For P/C Insurers 2014 Was Better Than Average Year

Analysts who predicted the U.S. property/casualty industry would have a tough time topping its 2013 results in 2014 were largely correct as there was some slippage.

However, while property/casualty insurers were not as profitable as they were in 2013, they did manage an underwriting profit again in 2014 and other 2014 metrics were better than historic averages.

Insurers’ net income fell 12.5 percent to $55.5 billion in 2014 from $63.4 billion in 2013, and the industry’s overall profitability dropping to 8.4 percent from 10.2 percent, according to the annual financial results reported by ISO and the Property Casualty Insurers Association of America (PCI).

Source: PCI/ISO

Source: PCI/ISO

Insurers’ combined ratio was 97.0 in 2014, a small deterioration from 96.2 in 2013.

Net written premium growth slowed slightly from 4.4 percent in 2013 to 4.1 percent in 2014. Growth for insurers writing mostly commercial lines slowed the most,  at 3.0 percent in 2014 down from 4.0 percent in 2013, while premium growth for insurers writing mostly personal lines accelerated to 5.8 percent in 2014. Insurers writing more balanced books of business saw premium growth slip to 3.3 percent from 4.1 percent.

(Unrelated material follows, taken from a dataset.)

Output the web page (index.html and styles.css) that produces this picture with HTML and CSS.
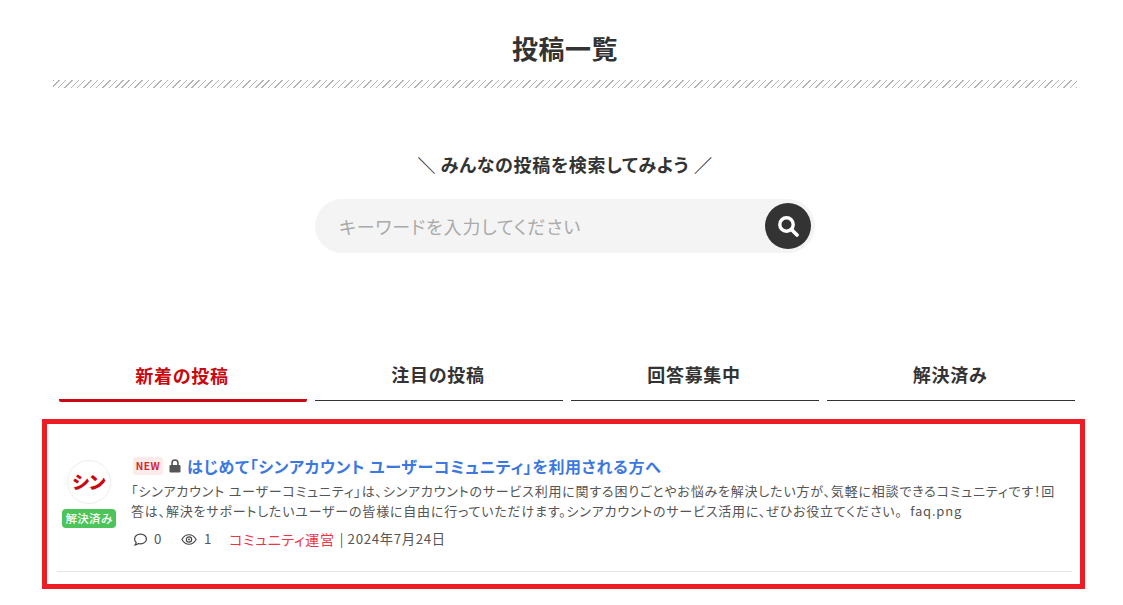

Policyholders’ surplus increased by $21.3 billion in 2014 to $674.7 billion, a new record high.

Moderate Year

Insurers have reason to feel good for what was “another moderately good year,” according to Robert Gordon, PCI’s senior vice president for policy development and research.

“The industry’s profitability, premium growth, and underwriting ratios all performed better than long-term historical averages, and policyholders’ surplus reached record levels,” he said.

Dr. Robert P. Hartwig and Dr. Steven N. Weisbart, both of the Insurance Information Institute, agree that 2014 was a year of moderation.

“The industry’s performance in 2014 could be considered a return to long-term trends, neither as strongly profitable as in 2013 nor as catastrophe-impacted as in 2011 and 2012,” the I.I.I. economists said in their analysis.

Cat Losses

While profitability, premium growth, and underwriting ratios performed better than average, insurers were helped in 2014 by below-average catastrophe losses. Property losses from catastrophes striking the U.S. grew $2.6 billion to $15.5 billion in 2014 from $12.9 billion in 2013. The $15.5 billion in direct catastrophe losses were $7.2 billion below the $22.7 billion average for the past 10 years.

“Right now, good underwriting results are a must for insurers. But with much of the improvement in underwriting results for the last two years attributable to moderate catastrophe losses and dependent on continued reserve releases, one has to wonder just how sustainable the net gains on underwriting will be,” said Beth Fitzgerald, president of ISO Insurance Programs and Analytic Services.

Harwtig and Wesibart said the industry’s ability to fully recoup its losses to surplus even in the event of disasters like Sandy, which produced $18.8 billion in insured losses in 2012, is “continued evidence of the P/C insurance industry’s remarkable resilience in the face of extreme adversity.”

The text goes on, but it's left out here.